_Set exercise:_ In the listing below, count the lines containing the string "components" and state only the number.

_Exercise materials:_
--*--
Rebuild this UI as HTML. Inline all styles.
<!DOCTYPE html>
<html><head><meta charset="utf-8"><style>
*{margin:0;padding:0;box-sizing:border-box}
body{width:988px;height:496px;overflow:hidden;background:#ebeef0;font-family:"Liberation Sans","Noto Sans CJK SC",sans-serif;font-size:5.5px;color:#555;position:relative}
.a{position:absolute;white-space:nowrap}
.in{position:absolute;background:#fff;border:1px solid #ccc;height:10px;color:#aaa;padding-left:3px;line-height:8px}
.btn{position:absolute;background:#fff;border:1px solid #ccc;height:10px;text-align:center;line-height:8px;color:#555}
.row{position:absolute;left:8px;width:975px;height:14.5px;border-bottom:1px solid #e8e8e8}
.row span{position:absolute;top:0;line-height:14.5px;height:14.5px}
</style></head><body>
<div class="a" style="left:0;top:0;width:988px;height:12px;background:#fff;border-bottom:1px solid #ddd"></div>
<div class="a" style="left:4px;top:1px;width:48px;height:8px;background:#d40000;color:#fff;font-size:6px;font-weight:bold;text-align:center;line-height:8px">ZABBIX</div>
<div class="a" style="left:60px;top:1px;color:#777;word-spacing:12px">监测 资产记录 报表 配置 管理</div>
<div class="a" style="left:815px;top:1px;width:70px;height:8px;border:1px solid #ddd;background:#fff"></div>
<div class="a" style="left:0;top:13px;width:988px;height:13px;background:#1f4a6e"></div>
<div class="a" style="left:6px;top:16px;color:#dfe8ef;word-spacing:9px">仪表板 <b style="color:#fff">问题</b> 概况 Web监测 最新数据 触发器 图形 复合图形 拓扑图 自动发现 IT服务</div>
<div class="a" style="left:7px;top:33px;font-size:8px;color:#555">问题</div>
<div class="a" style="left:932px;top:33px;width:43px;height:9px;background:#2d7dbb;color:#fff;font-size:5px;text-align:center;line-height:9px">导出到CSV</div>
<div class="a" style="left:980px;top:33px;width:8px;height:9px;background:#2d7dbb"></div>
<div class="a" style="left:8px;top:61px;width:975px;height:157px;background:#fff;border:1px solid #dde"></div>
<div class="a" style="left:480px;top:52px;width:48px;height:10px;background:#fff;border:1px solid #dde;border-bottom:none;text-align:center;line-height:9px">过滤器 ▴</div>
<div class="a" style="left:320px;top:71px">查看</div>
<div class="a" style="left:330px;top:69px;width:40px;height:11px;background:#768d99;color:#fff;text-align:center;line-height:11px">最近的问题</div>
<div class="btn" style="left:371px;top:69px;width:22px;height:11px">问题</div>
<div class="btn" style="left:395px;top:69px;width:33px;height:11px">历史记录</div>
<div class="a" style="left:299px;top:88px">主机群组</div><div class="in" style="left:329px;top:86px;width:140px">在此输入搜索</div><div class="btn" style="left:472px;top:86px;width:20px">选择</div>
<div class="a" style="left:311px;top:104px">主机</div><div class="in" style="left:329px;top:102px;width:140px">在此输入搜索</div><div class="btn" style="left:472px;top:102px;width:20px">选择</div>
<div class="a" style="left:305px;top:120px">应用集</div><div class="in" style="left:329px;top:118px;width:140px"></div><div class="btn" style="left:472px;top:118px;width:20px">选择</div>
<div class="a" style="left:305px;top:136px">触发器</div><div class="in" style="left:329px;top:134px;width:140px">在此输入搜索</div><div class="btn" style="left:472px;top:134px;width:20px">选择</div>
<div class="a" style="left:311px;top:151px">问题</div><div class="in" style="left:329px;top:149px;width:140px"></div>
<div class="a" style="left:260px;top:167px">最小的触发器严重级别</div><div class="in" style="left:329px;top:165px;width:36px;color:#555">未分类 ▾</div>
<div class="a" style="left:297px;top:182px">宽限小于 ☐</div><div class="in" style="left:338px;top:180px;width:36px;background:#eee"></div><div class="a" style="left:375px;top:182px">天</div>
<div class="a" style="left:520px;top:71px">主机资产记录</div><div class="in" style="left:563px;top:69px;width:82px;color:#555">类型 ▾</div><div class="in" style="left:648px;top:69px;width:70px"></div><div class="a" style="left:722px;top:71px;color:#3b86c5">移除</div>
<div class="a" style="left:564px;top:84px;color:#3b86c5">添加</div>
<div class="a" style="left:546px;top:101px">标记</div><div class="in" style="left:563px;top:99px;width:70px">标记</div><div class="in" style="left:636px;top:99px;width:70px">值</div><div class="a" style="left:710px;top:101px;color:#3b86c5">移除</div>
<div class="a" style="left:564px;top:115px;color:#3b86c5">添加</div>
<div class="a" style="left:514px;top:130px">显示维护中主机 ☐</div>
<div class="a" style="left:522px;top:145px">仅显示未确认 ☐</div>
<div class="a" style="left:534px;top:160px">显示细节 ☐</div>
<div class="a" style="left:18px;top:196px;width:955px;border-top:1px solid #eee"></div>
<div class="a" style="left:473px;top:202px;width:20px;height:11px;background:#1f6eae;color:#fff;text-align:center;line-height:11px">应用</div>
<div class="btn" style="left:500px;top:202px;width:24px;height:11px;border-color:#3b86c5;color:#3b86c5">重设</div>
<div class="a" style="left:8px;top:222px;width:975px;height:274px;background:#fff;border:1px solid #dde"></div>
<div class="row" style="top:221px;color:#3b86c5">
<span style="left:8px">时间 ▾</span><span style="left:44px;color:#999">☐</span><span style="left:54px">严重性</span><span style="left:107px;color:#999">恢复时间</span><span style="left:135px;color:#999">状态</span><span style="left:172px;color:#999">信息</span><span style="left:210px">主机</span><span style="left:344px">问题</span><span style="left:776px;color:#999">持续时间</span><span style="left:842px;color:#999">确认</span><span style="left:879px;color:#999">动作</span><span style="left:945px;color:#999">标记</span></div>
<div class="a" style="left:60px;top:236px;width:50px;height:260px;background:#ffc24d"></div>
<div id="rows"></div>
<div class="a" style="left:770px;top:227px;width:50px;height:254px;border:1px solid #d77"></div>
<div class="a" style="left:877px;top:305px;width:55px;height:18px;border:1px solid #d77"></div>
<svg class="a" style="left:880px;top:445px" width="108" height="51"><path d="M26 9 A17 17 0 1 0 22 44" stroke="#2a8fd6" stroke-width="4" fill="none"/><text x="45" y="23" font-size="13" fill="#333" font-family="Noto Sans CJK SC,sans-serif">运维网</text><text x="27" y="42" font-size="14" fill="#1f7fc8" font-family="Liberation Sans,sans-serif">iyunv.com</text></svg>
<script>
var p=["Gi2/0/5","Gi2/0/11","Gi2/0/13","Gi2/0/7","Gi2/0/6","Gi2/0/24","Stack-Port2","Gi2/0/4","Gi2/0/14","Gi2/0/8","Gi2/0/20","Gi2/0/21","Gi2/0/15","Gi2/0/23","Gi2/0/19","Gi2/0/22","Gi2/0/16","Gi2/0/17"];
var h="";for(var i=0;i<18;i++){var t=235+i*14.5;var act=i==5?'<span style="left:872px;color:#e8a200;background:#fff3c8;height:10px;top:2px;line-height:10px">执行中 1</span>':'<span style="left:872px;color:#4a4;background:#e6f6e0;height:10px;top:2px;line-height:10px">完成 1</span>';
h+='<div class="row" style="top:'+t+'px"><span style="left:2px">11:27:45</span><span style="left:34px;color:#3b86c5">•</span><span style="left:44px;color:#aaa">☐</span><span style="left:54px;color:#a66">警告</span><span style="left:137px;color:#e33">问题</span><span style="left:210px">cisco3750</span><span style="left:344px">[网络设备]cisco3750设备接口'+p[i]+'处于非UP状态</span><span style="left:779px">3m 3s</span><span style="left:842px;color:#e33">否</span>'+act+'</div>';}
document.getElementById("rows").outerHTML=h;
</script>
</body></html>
--*--
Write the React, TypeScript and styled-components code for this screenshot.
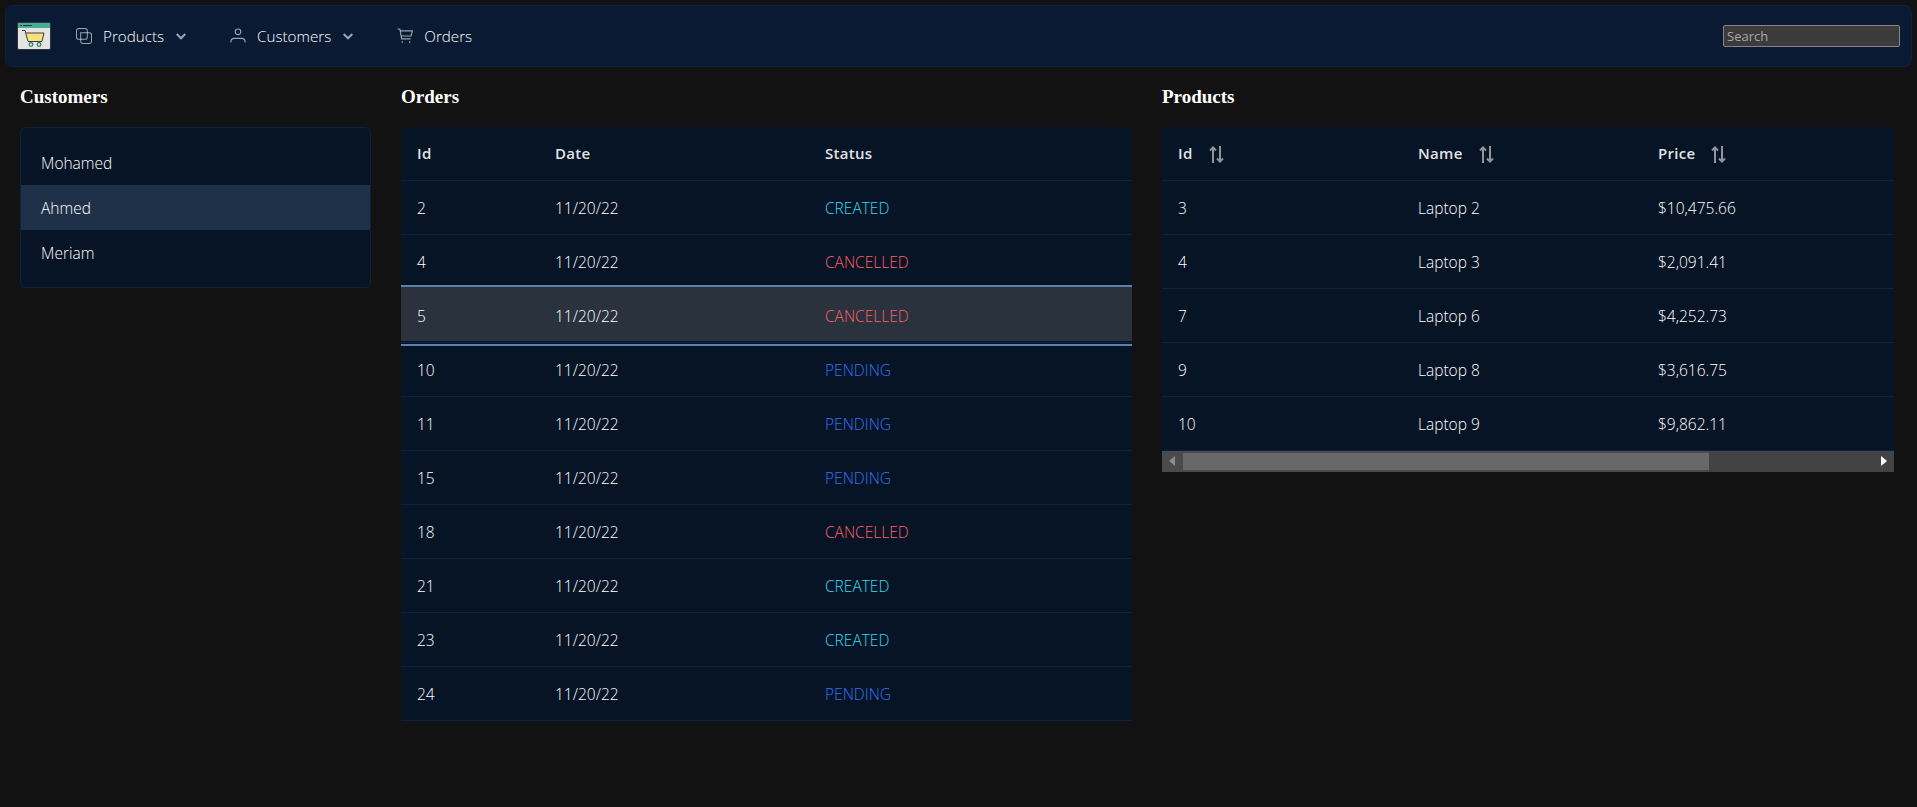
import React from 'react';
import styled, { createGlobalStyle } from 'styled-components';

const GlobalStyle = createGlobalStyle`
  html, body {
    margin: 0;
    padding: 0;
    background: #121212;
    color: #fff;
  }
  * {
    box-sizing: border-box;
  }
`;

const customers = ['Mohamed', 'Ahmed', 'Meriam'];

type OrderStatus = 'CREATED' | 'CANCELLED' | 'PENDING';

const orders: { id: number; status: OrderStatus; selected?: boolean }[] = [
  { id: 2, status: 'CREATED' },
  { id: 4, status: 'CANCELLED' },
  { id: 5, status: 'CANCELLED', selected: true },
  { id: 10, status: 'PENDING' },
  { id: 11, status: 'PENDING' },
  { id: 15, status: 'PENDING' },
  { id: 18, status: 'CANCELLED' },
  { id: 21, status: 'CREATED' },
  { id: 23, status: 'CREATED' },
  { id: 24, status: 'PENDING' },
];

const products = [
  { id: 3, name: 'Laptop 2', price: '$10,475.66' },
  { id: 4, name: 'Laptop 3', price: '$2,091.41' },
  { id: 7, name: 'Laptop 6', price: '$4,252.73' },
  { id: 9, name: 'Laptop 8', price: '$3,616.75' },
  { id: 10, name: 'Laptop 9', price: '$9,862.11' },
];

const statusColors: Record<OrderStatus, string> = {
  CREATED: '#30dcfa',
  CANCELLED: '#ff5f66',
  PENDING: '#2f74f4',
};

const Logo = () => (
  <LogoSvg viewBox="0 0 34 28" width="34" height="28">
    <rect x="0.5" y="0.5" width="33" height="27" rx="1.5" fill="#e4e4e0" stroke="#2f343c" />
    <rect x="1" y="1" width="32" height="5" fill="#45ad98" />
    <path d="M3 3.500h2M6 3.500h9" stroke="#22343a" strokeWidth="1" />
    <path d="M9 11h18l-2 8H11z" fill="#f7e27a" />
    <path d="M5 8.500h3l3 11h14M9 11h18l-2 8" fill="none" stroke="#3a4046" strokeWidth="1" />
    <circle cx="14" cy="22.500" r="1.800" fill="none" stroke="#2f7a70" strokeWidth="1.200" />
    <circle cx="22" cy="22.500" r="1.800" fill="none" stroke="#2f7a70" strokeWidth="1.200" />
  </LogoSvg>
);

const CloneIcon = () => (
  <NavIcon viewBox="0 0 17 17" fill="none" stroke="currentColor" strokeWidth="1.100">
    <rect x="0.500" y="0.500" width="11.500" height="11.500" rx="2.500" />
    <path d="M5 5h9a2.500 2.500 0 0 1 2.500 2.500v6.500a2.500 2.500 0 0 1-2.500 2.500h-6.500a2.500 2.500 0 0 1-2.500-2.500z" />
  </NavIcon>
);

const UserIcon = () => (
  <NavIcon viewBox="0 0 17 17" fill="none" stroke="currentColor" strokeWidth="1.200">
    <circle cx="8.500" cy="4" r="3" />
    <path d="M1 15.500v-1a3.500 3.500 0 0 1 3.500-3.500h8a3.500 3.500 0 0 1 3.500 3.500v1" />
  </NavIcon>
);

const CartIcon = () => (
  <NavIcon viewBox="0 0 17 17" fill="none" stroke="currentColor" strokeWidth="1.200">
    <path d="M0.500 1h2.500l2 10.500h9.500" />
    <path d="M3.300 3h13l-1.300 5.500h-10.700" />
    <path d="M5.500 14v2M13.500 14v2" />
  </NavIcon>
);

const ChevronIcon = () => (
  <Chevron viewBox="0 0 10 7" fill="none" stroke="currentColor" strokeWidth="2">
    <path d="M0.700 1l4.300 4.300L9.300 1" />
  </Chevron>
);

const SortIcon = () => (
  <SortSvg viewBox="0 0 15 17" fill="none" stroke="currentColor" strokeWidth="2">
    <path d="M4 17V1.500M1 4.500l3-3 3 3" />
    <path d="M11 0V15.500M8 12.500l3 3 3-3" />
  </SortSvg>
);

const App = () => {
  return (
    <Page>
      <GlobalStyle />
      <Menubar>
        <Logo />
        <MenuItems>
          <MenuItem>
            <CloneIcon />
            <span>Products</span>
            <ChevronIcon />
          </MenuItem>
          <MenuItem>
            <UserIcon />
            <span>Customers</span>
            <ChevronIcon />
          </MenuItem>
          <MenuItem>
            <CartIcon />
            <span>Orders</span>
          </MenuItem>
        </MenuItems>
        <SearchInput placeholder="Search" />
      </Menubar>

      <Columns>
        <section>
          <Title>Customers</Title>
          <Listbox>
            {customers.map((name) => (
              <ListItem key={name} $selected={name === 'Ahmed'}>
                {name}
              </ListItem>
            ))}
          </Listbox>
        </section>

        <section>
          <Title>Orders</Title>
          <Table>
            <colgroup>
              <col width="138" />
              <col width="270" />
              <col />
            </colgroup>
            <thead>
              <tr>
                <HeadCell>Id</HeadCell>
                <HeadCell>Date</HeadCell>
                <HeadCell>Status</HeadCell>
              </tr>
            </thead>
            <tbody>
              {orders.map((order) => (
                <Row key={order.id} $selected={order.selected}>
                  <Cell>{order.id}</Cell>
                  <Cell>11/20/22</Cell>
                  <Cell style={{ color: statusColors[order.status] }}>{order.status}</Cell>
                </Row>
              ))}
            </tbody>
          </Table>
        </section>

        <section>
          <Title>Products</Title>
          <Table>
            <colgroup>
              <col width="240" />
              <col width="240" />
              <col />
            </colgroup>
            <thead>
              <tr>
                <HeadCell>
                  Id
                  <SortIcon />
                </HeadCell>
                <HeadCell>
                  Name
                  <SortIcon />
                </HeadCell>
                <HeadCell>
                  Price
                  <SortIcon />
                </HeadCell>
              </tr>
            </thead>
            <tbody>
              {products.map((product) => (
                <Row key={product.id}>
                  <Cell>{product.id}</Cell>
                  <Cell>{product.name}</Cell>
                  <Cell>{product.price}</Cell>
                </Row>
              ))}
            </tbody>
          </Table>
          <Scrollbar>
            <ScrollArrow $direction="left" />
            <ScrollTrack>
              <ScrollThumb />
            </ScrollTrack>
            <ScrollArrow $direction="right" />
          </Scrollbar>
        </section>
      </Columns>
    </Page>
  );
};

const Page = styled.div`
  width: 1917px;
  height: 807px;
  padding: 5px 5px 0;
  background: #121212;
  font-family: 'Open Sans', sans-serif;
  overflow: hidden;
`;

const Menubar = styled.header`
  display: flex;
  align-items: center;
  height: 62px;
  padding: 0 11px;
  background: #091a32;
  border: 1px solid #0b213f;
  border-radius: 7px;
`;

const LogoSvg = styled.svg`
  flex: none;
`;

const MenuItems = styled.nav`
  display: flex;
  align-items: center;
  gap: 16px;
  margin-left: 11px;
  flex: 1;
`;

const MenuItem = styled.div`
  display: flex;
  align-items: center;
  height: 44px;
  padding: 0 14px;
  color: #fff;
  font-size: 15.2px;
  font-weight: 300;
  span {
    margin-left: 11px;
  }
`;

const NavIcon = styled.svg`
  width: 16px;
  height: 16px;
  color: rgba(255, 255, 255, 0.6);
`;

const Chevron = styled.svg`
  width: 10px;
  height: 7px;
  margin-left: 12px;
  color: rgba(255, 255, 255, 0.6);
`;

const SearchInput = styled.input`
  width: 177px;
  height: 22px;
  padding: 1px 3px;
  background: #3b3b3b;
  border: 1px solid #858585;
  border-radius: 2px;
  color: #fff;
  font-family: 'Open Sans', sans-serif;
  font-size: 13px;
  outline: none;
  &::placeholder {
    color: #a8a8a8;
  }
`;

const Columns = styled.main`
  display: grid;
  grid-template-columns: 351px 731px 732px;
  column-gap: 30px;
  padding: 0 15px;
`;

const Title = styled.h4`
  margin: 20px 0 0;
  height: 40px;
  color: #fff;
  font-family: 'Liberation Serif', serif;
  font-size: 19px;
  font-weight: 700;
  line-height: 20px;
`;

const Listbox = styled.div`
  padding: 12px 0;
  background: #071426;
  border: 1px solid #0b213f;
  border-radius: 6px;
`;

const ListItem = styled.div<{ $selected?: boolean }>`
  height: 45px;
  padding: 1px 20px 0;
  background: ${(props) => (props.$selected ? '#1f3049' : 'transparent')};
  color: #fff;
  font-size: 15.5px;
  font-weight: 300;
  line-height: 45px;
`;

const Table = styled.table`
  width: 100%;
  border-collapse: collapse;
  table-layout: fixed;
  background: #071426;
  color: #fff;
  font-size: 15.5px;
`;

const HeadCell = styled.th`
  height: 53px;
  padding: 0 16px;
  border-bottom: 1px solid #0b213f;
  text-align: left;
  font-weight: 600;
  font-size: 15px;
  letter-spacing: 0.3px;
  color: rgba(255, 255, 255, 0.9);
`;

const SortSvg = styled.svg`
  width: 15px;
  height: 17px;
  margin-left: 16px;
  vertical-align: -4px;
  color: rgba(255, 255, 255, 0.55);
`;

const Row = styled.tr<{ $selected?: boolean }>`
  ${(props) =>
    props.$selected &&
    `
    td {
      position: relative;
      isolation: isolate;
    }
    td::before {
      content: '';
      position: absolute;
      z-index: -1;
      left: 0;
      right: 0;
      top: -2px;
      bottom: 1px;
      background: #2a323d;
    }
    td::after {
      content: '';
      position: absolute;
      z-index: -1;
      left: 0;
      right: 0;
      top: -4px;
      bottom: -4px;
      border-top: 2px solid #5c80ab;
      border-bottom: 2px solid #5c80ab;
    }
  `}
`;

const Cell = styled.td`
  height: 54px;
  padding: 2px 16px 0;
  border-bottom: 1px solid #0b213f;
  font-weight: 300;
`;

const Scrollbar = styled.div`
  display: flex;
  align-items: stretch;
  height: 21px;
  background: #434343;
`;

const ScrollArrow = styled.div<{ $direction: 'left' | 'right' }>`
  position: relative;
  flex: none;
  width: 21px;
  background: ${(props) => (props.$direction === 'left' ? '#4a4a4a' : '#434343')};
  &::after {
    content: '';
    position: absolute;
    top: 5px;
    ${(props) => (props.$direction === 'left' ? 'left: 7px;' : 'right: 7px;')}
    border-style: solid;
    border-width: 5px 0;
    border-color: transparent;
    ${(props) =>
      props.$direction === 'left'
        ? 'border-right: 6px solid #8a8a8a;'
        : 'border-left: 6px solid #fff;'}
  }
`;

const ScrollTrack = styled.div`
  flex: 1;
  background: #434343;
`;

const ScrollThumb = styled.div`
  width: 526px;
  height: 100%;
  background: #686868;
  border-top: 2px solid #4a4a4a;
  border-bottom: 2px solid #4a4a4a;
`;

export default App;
--*--
_Exercise result:_ 2